Frequently asked questions

What is the difference between airless and HVLP sprayers?

Airless sprayers use high pressure with no air to push thick paint fast over large areas, with more overspray. HVLP sprayers use a high volume of low pressure air to gently atomize thinner paint for a fine, controlled finish with much less overspray. Airless suits walls and exteriors, HVLP suits cabinets and trim.

Which type of paint sprayer is best for cabinets?

HVLP is the popular choice for cabinets because its low pressure atomization gives a smooth, even, factory like finish with minimal overspray and tight control for detail work. Airless can spray cabinets but throws more overspray and is generally better suited to larger surfaces.

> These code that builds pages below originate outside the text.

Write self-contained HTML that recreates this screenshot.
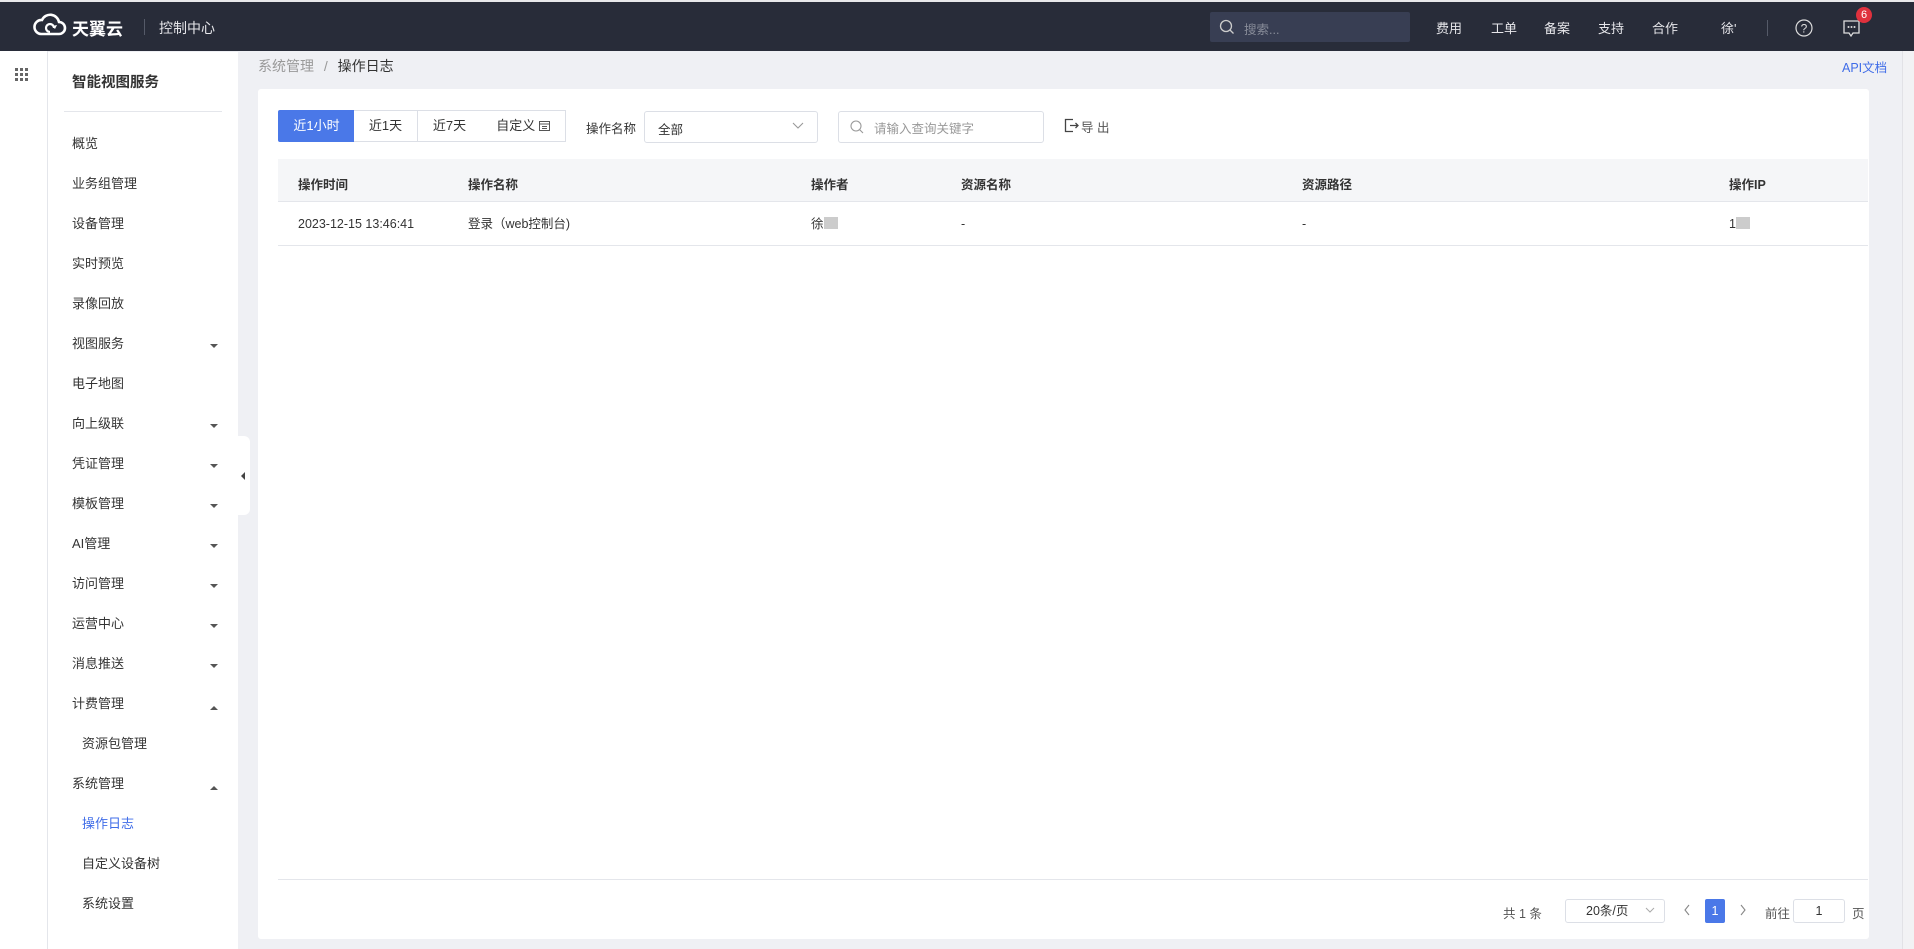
<!DOCTYPE html>
<html><head><meta charset="utf-8"><style>
*{box-sizing:border-box;margin:0;padding:0}
body{width:1914px;height:949px;overflow:hidden;background:#eff0f4;font-family:"Liberation Sans","Noto Sans CJK SC",sans-serif;font-size:13px;color:#333;position:relative}
.abs{position:absolute}
.hdr{left:0;top:0;width:1914px;height:51px;background:#282c39;border-top:2px solid #e8e8ea}
.hdr .t{color:#e6e6ea;font-size:13px;top:16px}
.strip{left:0;top:51px;width:48px;height:898px;background:#fff;border-right:1px solid #e4e6eb}
.side{left:48px;top:52px;width:190px;height:897px;background:#fff}
.si{position:absolute;left:24px;font-size:13px;color:#333;line-height:16px}
.arr{position:absolute;left:162px;width:0;height:0;border-left:4px solid transparent;border-right:4px solid transparent}
.dn{border-top:4px solid #555}.up{border-bottom:4px solid #555}
.card{left:258px;top:89px;width:1611px;height:850px;background:#fff;border-radius:3px}
.btn{position:absolute;top:110px;height:32px;border:1px solid #dcdfe6;line-height:30px;text-align:center;font-size:13px;color:#333;background:#fff}
.th{position:absolute;top:174px;font-size:12.5px;color:#333;font-weight:600}
.td{position:absolute;top:216px;font-size:12.5px;color:#333;line-height:16px}
</style></head><body>
<div class="abs hdr">
 <svg class="abs" style="left:32px;top:10px" width="36" height="26" viewBox="0 0 36 26"><path d="M9 22 H27 A6 6 0 0 0 27 10 A9 9 0 0 0 10 8 A7 7 0 0 0 9 22 Z" fill="none" stroke="#fff" stroke-width="2.6"/><path d="M18 20 A4 4 0 1 1 22 16" fill="none" stroke="#fff" stroke-width="2.2"/><path d="M20 14 L23 17 L25 13Z" fill="#fff"/></svg>
 <div class="abs" style="left:72px;top:13px;color:#fff;font-size:17px;font-weight:bold">天翼云</div>
 <div class="abs" style="left:144px;top:17px;width:1px;height:16px;background:#555a68"></div>
 <div class="abs t" style="left:159px;top:16px;font-size:14px">控制中心</div>
 <div class="abs" style="left:1210px;top:10px;width:200px;height:30px;background:#383e53;border-radius:2px"></div>
 <svg class="abs" style="left:1219px;top:17px" width="16" height="16"><circle cx="7" cy="7" r="5.5" fill="none" stroke="#ccc" stroke-width="1.3"/><path d="M11 11 L14.5 14.5" stroke="#ccc" stroke-width="1.3"/></svg>
 <div class="abs" style="left:1244px;top:17px;color:#888c99;font-size:12.5px">搜索...</div>
 <div class="abs t" style="left:1436px">费用</div>
 <div class="abs t" style="left:1491px">工单</div>
 <div class="abs t" style="left:1544px">备案</div>
 <div class="abs t" style="left:1598px">支持</div>
 <div class="abs t" style="left:1652px">合作</div>
 <div class="abs t" style="left:1721px">徐'</div>
 <div class="abs" style="left:1767px;top:18px;width:1px;height:16px;background:#555a68"></div>
 <svg class="abs" style="left:1795px;top:17px" width="18" height="18"><circle cx="9" cy="9" r="8" fill="none" stroke="#ddd" stroke-width="1.2"/><text x="9" y="13.5" text-anchor="middle" font-size="12" fill="#ddd" font-family="Liberation Sans">?</text></svg>
 <svg class="abs" style="left:1842px;top:17px" width="20" height="20"><path d="M2 2 H17 V14 H11 L9 17 L7 14 H2 Z" fill="none" stroke="#ddd" stroke-width="1.3"/><circle cx="6.5" cy="8" r="1" fill="#ddd"/><circle cx="9.5" cy="8" r="1" fill="#ddd"/><circle cx="12.5" cy="8" r="1" fill="#ddd"/></svg>
 <div class="abs" style="left:1856px;top:5px;width:16px;height:16px;border-radius:8px;background:#e0313d;color:#fff;font-size:11px;text-align:center;line-height:16px">6</div>
</div>
<div class="abs strip">
 <svg class="abs" style="left:15px;top:17px" width="13" height="13"><g fill="#666"><rect x="0" y="0" width="3" height="3"/><rect x="5" y="0" width="3" height="3"/><rect x="10" y="0" width="3" height="3"/><rect x="0" y="5" width="3" height="3"/><rect x="5" y="5" width="3" height="3"/><rect x="10" y="5" width="3" height="3"/><rect x="0" y="10" width="3" height="3"/><rect x="5" y="10" width="3" height="3"/><rect x="10" y="10" width="3" height="3"/></g></svg>
</div>
<div class="abs side">
 <div class="si" style="top:23px;font-size:14.5px;font-weight:600">智能视图服务</div>
 <div class="abs" style="left:16px;top:59px;width:158px;height:1px;background:#e4e6eb"></div>
 <div class="si" style="top:84px">概览</div>
 <div class="si" style="top:124px">业务组管理</div>
 <div class="si" style="top:164px">设备管理</div>
 <div class="si" style="top:204px">实时预览</div>
 <div class="si" style="top:244px">录像回放</div>
 <div class="si" style="top:284px">视图服务</div><div class="arr dn" style="top:292px"></div>
 <div class="si" style="top:324px">电子地图</div>
 <div class="si" style="top:364px">向上级联</div><div class="arr dn" style="top:372px"></div>
 <div class="si" style="top:404px">凭证管理</div><div class="arr dn" style="top:412px"></div>
 <div class="si" style="top:444px">模板管理</div><div class="arr dn" style="top:452px"></div>
 <div class="si" style="top:484px">AI管理</div><div class="arr dn" style="top:492px"></div>
 <div class="si" style="top:524px">访问管理</div><div class="arr dn" style="top:532px"></div>
 <div class="si" style="top:564px">运营中心</div><div class="arr dn" style="top:572px"></div>
 <div class="si" style="top:604px">消息推送</div><div class="arr dn" style="top:612px"></div>
 <div class="si" style="top:644px">计费管理</div><div class="arr up" style="top:654px"></div>
 <div class="si" style="top:684px;left:34px">资源包管理</div>
 <div class="si" style="top:724px">系统管理</div><div class="arr up" style="top:734px"></div>
 <div class="si" style="top:764px;left:34px;color:#3f6ce8">操作日志</div>
 <div class="si" style="top:804px;left:34px">自定义设备树</div>
 <div class="si" style="top:844px;left:34px">系统设置</div>
</div>
<div class="abs" style="left:238px;top:436px;width:12px;height:79px;background:#fff;border-radius:0 6px 6px 0"></div>
<div class="abs" style="left:241px;top:472px;width:0;height:0;border-top:4px solid transparent;border-bottom:4px solid transparent;border-right:4px solid #444"></div>
<div class="abs" style="left:258px;top:56px;font-size:14px;color:#999">系统管理 <span style="margin:0 6px">/</span> <span style="color:#333">操作日志</span></div>
<div class="abs" style="left:1842px;top:57px;font-size:12.5px;color:#3f6ce8">API文档</div>
<div class="abs" style="left:1902px;top:51px;width:12px;height:898px;background:#f2f2f4;border-left:1px solid #e2e2e6"></div>
<div class="abs card"></div>
<div class="btn" style="left:278px;width:77px;background:#4a78e8;border-color:#4a78e8;color:#fff;border-radius:2px 0 0 2px">近1小时</div>
<div class="btn" style="left:354px;width:64px;border-left:none">近1天</div>
<div class="btn" style="left:417px;width:65px">近7天</div>
<div class="btn" style="left:481px;width:85px;border-left:none">自定义 <svg width="11" height="11" style="vertical-align:-1px"><rect x="0.5" y="1.5" width="10" height="9" fill="none" stroke="#555"/><path d="M0.5 4 H10.5 M3 6.5H8M3 8.5H8" stroke="#555"/></svg></div>
<div class="abs" style="left:586px;top:118px;font-size:12.5px">操作名称</div>
<div class="abs" style="left:644px;top:111px;width:174px;height:32px;border:1px solid #dcdfe6;border-radius:3px"></div>
<div class="abs" style="left:658px;top:119px;font-size:12.5px">全部</div>
<svg class="abs" style="left:792px;top:122px" width="12" height="8"><path d="M1 1 L6 6 L11 1" fill="none" stroke="#999" stroke-width="1.1"/></svg>
<div class="abs" style="left:838px;top:111px;width:206px;height:32px;border:1px solid #dcdfe6;border-radius:3px"></div>
<svg class="abs" style="left:850px;top:120px" width="14" height="14"><circle cx="6" cy="6" r="5" fill="none" stroke="#999" stroke-width="1.1"/><path d="M9.5 9.5 L13 13" stroke="#999" stroke-width="1.1"/></svg>
<div class="abs" style="left:874px;top:118px;font-size:12.5px;color:#999">请输入查询关键字</div>
<svg class="abs" style="left:1064px;top:118px" width="15" height="15"><path d="M9 1.5 H1.5 V13.5 H9" fill="none" stroke="#444" stroke-width="1.3"/><path d="M6 7.5 H14 M11.5 5 L14 7.5 L11.5 10" fill="none" stroke="#444" stroke-width="1.3"/></svg>
<div class="abs" style="left:1081px;top:117px;font-size:12.5px;color:#555">导 出</div>
<div class="abs" style="left:278px;top:159px;width:1590px;height:43px;background:#f5f6f8;border-bottom:1px solid #e4e6eb"></div>
<div class="abs" style="left:278px;top:245px;width:1590px;height:1px;background:#e4e6eb"></div>
<div class="th" style="left:298px">操作时间</div>
<div class="th" style="left:468px">操作名称</div>
<div class="th" style="left:811px">操作者</div>
<div class="th" style="left:961px">资源名称</div>
<div class="th" style="left:1302px">资源路径</div>
<div class="th" style="left:1729px">操作IP</div>
<div class="td" style="left:298px">2023-12-15 13:46:41</div>
<div class="td" style="left:468px">登录（web控制台)</div>
<div class="td" style="left:811px">徐<span style="display:inline-block;width:14px;height:12px;background:#ccc;vertical-align:-1px"></span></div>
<div class="td" style="left:961px">-</div>
<div class="td" style="left:1302px">-</div>
<div class="td" style="left:1729px">1<span style="display:inline-block;width:14px;height:12px;background:#ccc;vertical-align:-1px"></span></div>
<div class="abs" style="left:278px;top:879px;width:1590px;height:1px;background:#e4e6eb"></div>
<div class="abs" style="left:1503px;top:903px;font-size:12.5px;color:#555">共 1 条</div>
<div class="abs" style="left:1565px;top:899px;width:100px;height:24px;border:1px solid #dcdfe6;border-radius:3px;font-size:12.5px;line-height:22px;padding-left:20px">20条/页</div>
<svg class="abs" style="left:1645px;top:907px" width="10" height="7"><path d="M1 1 L5 5 L9 1" fill="none" stroke="#aaa"/></svg>
<svg class="abs" style="left:1683px;top:904px" width="8" height="12"><path d="M6 1 L2 6 L6 11" fill="none" stroke="#888" stroke-width="1.1"/></svg>
<div class="abs" style="left:1705px;top:899px;width:20px;height:24px;background:#4a78e8;border-radius:2px;color:#fff;font-size:12.5px;text-align:center;line-height:24px">1</div>
<svg class="abs" style="left:1739px;top:904px" width="8" height="12"><path d="M2 1 L6 6 L2 11" fill="none" stroke="#888" stroke-width="1.1"/></svg>
<div class="abs" style="left:1765px;top:903px;font-size:12.5px;color:#555">前往</div>
<div class="abs" style="left:1793px;top:899px;width:52px;height:24px;border:1px solid #dcdfe6;border-radius:3px;text-align:center;line-height:22px;font-size:12.5px">1</div>
<div class="abs" style="left:1852px;top:903px;font-size:12.5px;color:#555">页</div>
</body></html>
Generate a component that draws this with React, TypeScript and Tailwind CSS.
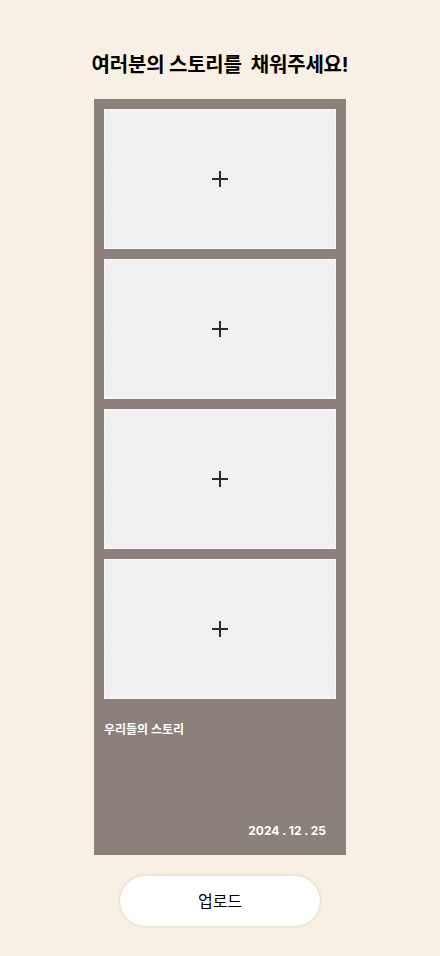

Do I need to thin paint for a sprayer?

It depends on the type. Airless sprayers handle thick wall and exterior paint with little or no thinning. HVLP and conventional guns prefer thinner materials, so heavier paints often need thinning or a more powerful unit to atomize cleanly. Always check the paint and sprayer guidance.

What sprayer should I buy for exterior house painting?

An airless sprayer is the standard pick for exteriors. It covers large surfaces like siding, fences, and trim quickly and sprays thick exterior coatings with little thinning. Plan for thorough masking, since airless throws considerable overspray that drifts in wind.

Are handheld paint sprayers any good?

Handheld cup guns are good for what they are made for: small jobs, single pieces of furniture, touch ups, and quick projects where fast setup and portability matter. Their small cups and lower run time make them a poor fit for whole rooms or big exteriors, where an airless unit is far better.

Why do conventional spray guns waste so much paint?

Conventional compressed air guns atomize paint with a high pressure air stream, which sends a large share of the paint into the air as overspray before it reaches the surface. That inefficiency is why HVLP, which uses low pressure and lands more paint on target, has replaced conventional guns for much fine finish work.